Depending on who you ask, the A-F letter grading system is either a great way to hold schools accountable or a way for the state to penalize inner city schools. The standardized test used to give the grades, the ISTEP, is almost universally believed to be a flawed test. Either way, Indiana will be dealing with both a little while longer.
Indiana’s much maligned rating system and state test will be in use for at least another year or two.
Indiana’s opposition to the A-F letter grade system for schools goes back years. People on both sides of the aisle have voiced opposition to the system. Some say the grading system isn’t fair. Others say the system favors certain types of schools over others.
Both the current and previous superintendent campaigned on ending or scaling back the system and it looked like that was finally going to come to fruition. However, the State Board of Education is now going to hold off on changes for another year. Originally, the board wanted a new system in place for the 2018-19 school year. Now they are planning to wait until the 2019-20 school year.
Historically the A-F grade a school received was based entirely, or in part on their ISTEP scores. ISTEP has faced criticism for its length and the amount of time it takes for schools to receive the results. Due to its unpopularity, Indiana was planning to move away from the ISTEP. While they have started replacing the test at the lower levels, high schoolers, particularly 10th graders will have to wait a while.

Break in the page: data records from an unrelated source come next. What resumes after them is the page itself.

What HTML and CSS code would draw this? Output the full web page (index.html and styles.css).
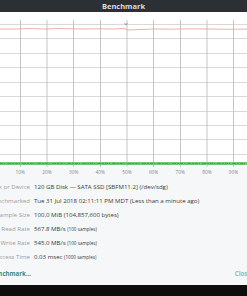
FILE: index.html
```html
<!DOCTYPE html>
<html lang="en">
<head>
  <meta charset="UTF-8" />
  <title>Benchmark</title>
  <link rel="stylesheet" href="styles.css">
</head>
<body>

  <div class="window">
    <header class="titlebar">Benchmark</header>

    <div class="chart">
      <svg class="plot" width="247" height="155" viewBox="0 0 247 155">
        <g class="grid-h">
          <line x1="0" y1="12.5" x2="247" y2="12.5"/>
          <line x1="0" y1="26.5" x2="247" y2="26.5"/>
          <line x1="0" y1="41.5" x2="247" y2="41.5"/>
          <line x1="0" y1="55.5" x2="247" y2="55.5"/>
          <line x1="0" y1="70.5" x2="247" y2="70.5"/>
          <line x1="0" y1="84.5" x2="247" y2="84.5"/>
          <line x1="0" y1="99.5" x2="247" y2="99.5"/>
          <line x1="0" y1="113.5" x2="247" y2="113.5"/>
          <line x1="0" y1="127.5" x2="247" y2="127.5"/>
          <line x1="0" y1="142.5" x2="247" y2="142.5"/>
        </g>
        <g class="grid-v">
          <line x1="20.5" y1="8" x2="20.5" y2="155"/>
          <line x1="47" y1="8" x2="47" y2="155"/>
          <line x1="73.5" y1="8" x2="73.5" y2="155"/>
          <line x1="100.5" y1="8" x2="100.5" y2="155"/>
          <line x1="127" y1="8" x2="127" y2="155"/>
          <line x1="153.5" y1="8" x2="153.5" y2="155"/>
          <line x1="180.5" y1="8" x2="180.5" y2="155"/>
          <line x1="207" y1="8" x2="207" y2="155"/>
          <line x1="233.5" y1="8" x2="233.5" y2="155"/>
        </g>
        <!-- read rate -->
        <polyline class="read" points="0,17 18,17 30,16.5 45,17 60,16.5 80,17 98,16.8 112,17 124,16.5 128,18 140,17.5 155,17 170,17.2 190,16.8 210,17 228,17.3 247,17"/>
        <!-- access time marker -->
        <polyline class="access" points="124.5,11 126,13 127.5,11"/>
        <!-- write rate -->
        <rect class="write" x="0" y="150" width="247" height="3"/>
        <line class="write-noise" x1="0" y1="151.5" x2="247" y2="151.5"/>
      </svg>
      <div class="axis">
        <span>10%</span><span>20%</span><span>30%</span><span>40%</span><span>50%</span>
        <span>60%</span><span>70%</span><span>80%</span><span>90%</span>
      </div>
    </div>

    <dl class="info">
      <div class="row"><dt>Disk or Device</dt><dd>120 GB Disk — SATA SSD [SBFM11.2] (/dev/sdg)</dd></div>
      <div class="row"><dt>Last Benchmarked</dt><dd>Tue 31 Jul 2018 02:11:11 PM MDT (Less than a minute ago)</dd></div>
      <div class="row"><dt>Sample Size</dt><dd>100.0 MiB (104,857,600 bytes)</dd></div>
      <div class="row"><dt>Average Read Rate</dt><dd>567.8 MB/s <small>(100 samples)</small></dd></div>
      <div class="row"><dt>Average Write Rate</dt><dd>545.0 MB/s <small>(100 samples)</small></dd></div>
      <div class="row"><dt>Average Access Time</dt><dd>0.03 msec <small>(1000 samples)</small></dd></div>
    </dl>

    <div class="actions">
      <button class="start">Start Benchmark…</button>
      <button class="close">Close</button>
    </div>
  </div>

</body>
</html>
```

FILE: styles.css
```css
* {
  box-sizing: border-box;
  margin: 0;
  padding: 0;
}

body {
  width: 247px;
  height: 296px;
  overflow: hidden;
  background: #0d0d0d;
  font-family: 'Open Sans', 'DejaVu Sans', sans-serif;
}

.window {
  height: 285px;
  background: #f5f7f8;
  display: flex;
  flex-direction: column;
}

.titlebar {
  height: 12px;
  background: #2c3035;
  color: #dcdcdc;
  font-size: 7.5px;
  font-weight: bold;
  line-height: 12px;
  text-align: center;
}

.chart {
  background: #f5f7f8;
}

.plot {
  display: block;
  background: #ffffff;
}

.grid-h line {
  stroke: #d9d9d9;
  stroke-width: 1;
}

.grid-v line {
  stroke: #c4c4c4;
  stroke-width: 1;
}

.read {
  fill: none;
  stroke: #e69a98;
  stroke-width: 0.8;
}

.access {
  fill: none;
  stroke: #6f8fb8;
  stroke-width: 0.8;
}

.write {
  fill: #74c874;
}

.write-noise {
  stroke: #4a9f4d;
  stroke-width: 1;
  stroke-dasharray: 3 1 1 2 4 1 2 1;
}

.axis {
  display: grid;
  grid-template-columns: repeat(9, 26.67px);
  padding-left: 7px;
  height: 10px;
  line-height: 10px;
  font-size: 4.8px;
  color: #8a8a8a;
  text-align: center;
}

.info {
  padding-top: 3px;
}

.row {
  display: grid;
  grid-template-columns: 30px 1fr;
  column-gap: 4px;
  height: 14px;
  line-height: 14px;
  font-size: 6.1px;
  white-space: nowrap;
}

.row dt {
  direction: rtl;
  text-align: right;
  overflow: hidden;
  color: #9c9c9c;
}

.row dd {
  color: #3a3a3a;
}

.row small {
  font-size: 4.6px;
}

.actions {
  margin-top: auto;
  height: 20px;
  display: flex;
  justify-content: space-between;
  align-items: center;
  margin-left: -26px;
  margin-right: -4px;
  padding-bottom: 3px;
}

.actions button {
  background: none;
  border: none;
  font-family: inherit;
  font-size: 6.1px;
  font-weight: bold;
}

.start {
  color: #2e8f7d;
}

.close {
  color: #86bdb8;
}
```
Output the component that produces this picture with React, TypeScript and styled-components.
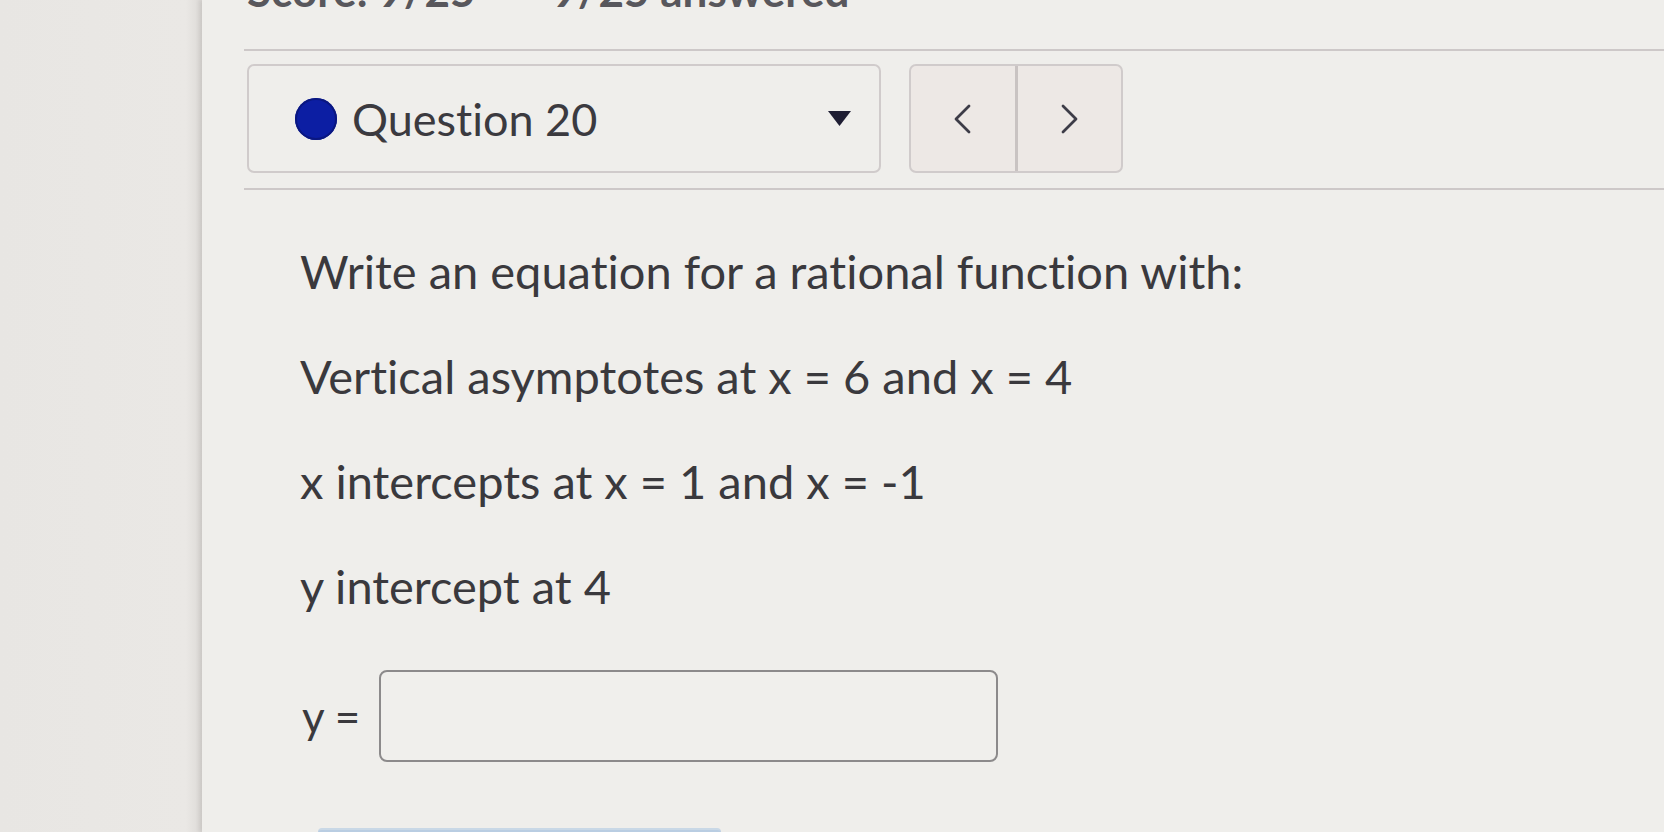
import React from "react";
import styled, { createGlobalStyle } from "styled-components";

const Global = createGlobalStyle`
  html, body { margin: 0; padding: 0; height: 832px; overflow: hidden; }
  body {
    background: #e9e7e4;
    font-family: Lato, "Noto Sans", sans-serif;
    font-variant-ligatures: none;
    color: #3a393d;
  }
  #root { height: 832px; }
`;

const Page = styled.div`
  display: flex;
  height: 832px;
`;

const Gutter = styled.div`
  width: 202px;
  flex: none;
  background: linear-gradient(90deg, #e8e6e3 0%, #eae8e5 92%, #dcd9d6 100%);
`;

const Main = styled.main`
  flex: 1;
  background: #efeeeb;
  box-shadow: -3px 0 4px rgba(0, 0, 0, 0.08);
  padding-left: 42px;
  display: flex;
  flex-direction: column;
  overflow: hidden;
  & > * {
    flex-shrink: 0;
  }
`;

const Score = styled.div`
  font-size: 44px;
  line-height: 44px;
  font-weight: 700;
  color: #58575c;
  margin-top: -32px;
  margin-left: 3px;
  display: flex;
  gap: 77px;
  white-space: nowrap;
`;

const Rule = styled.hr<{ $gap: number }>`
  border: none;
  height: 2px;
  background: #cdc8c8;
  margin: ${(p) => p.$gap}px 0 0 0;
`;

const Toolbar = styled.div`
  display: flex;
  gap: 28px;
  margin-top: 13px;
  margin-left: 3px;
  height: 109px;
`;

const Select = styled.div`
  width: 634px;
  box-sizing: border-box;
  border: 2px solid #d0cbcb;
  border-radius: 7px;
  background: #efeeeb;
  display: flex;
  align-items: center;
  padding: 0 28px 0 46px;
`;

const Dot = styled.span`
  width: 42px;
  height: 42px;
  border-radius: 50%;
  background: #0c1ea3;
  box-shadow: inset 0 0 0 2px #0a1780;
  flex: none;
`;

const QLabel = styled.span`
  font-size: 45px;
  margin-left: 15px;
  flex: 1;
  color: #3b3a3f;
`;

const NavGroup = styled.div`
  display: flex;
  width: 214px;
  box-sizing: border-box;
  border: 2px solid #d0cbcb;
  border-radius: 7px;
  background: #ede8e5;
  overflow: hidden;
`;

const NavButton = styled.button<{ $divider?: boolean }>`
  flex: 1;
  border: none;
  background: transparent;
  display: flex;
  align-items: center;
  justify-content: center;
  padding: 0;
  border-right: ${(p) => (p.$divider ? "3px solid #c9c3c2" : "none")};
`;

const Body = styled.section`
  padding-left: 56px;
  display: flex;
  flex-direction: column;
  padding-top: 56px;
  & > * {
    flex-shrink: 0;
  }
`;

const Line = styled.p`
  margin: 0 0 55px 0;
  font-size: 47px;
  line-height: 50px;
  color: #3a393d;
  white-space: nowrap;
`;

const AnswerRow = styled.div`
  display: flex;
  align-items: center;
  gap: 19px;
  margin-top: 4px;
`;

const AnswerLabel = styled.span`
  font-size: 44px;
  color: #3a393d;
  margin-left: 2px;
`;

const AnswerInput = styled.input`
  width: 619px;
  height: 92px;
  box-sizing: border-box;
  border: 2px solid #8c8a8b;
  border-radius: 8px;
  background: #f0efec;
  outline: none;
`;

const Submit = styled.button`
  margin-top: 66px;
  margin-left: 18px;
  width: 403px;
  height: 50px;
  border: none;
  border-top: 2px solid #c9d8e6;
  border-radius: 4px 4px 0 0;
  background: #b9cde2;
`;

const Chevron = ({ dir }: { dir: "left" | "right" }) => (
  <svg width="20" height="32" viewBox="0 0 20 32">
    <polyline
      points={dir === "left" ? "16,3 3,16 16,29" : "4,3 17,16 4,29"}
      fill="none"
      stroke="#3d3c47"
      strokeWidth="2.8"
      strokeLinecap="round"
      strokeLinejoin="round"
    />
  </svg>
);

const Caret = () => (
  <svg width="23" height="15" viewBox="0 0 23 15">
    <polygon points="0,0 23,0 11.5,15" fill="#1f1e33" />
  </svg>
);

export default function App() {
  return (
    <>
      <Global />
      <Page>
        <Gutter />
        <Main>
          <Score>
            <span>Score: 9/25</span>
            <span>9/25 answered</span>
          </Score>
          <Rule $gap={37} />
          <Toolbar>
            <Select>
              <Dot />
              <QLabel>Question 20</QLabel>
              <Caret />
            </Select>
            <NavGroup>
              <NavButton $divider aria-label="Previous">
                <Chevron dir="left" />
              </NavButton>
              <NavButton aria-label="Next">
                <Chevron dir="right" />
              </NavButton>
            </NavGroup>
          </Toolbar>
          <Rule $gap={15} />
          <Body>
            <Line>Write an equation for a rational function with:</Line>
            <Line>Vertical asymptotes at x = 6 and x = 4</Line>
            <Line>x intercepts at x = 1 and x = -1</Line>
            <Line>y intercept at 4</Line>
            <AnswerRow>
              <AnswerLabel>y =</AnswerLabel>
              <AnswerInput type="text" />
            </AnswerRow>
            <Submit aria-label="Submit" />
          </Body>
        </Main>
      </Page>
    </>
  );
}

The ultimate plan appears to be using a national college entrance exam like the SAT to test juniors. That is not expected to happen until 2022. Which means sophomores will still take the ISTEP for two more years. Superintendent Jennifer McCormick says using the ISTEP is more practical than creating a brand-new exam for only two years.
So, after all the complaints and promises, it looks like Hoosiers are going to have to wait a little bit longer to be rid of ISTEP and the grading system based off of it. These decisions obviously take time and shouldn’t be rushed, but the citizens of Indiana have been waiting long enough. It shouldn’t take this long to do make a change that almost everyone agrees we should do. Hopefully, the changes come soon because not having an agreed upon, universal way to assess students or school quality is more than just the mild inconvenience the board is making it out to be… particularly for students and families.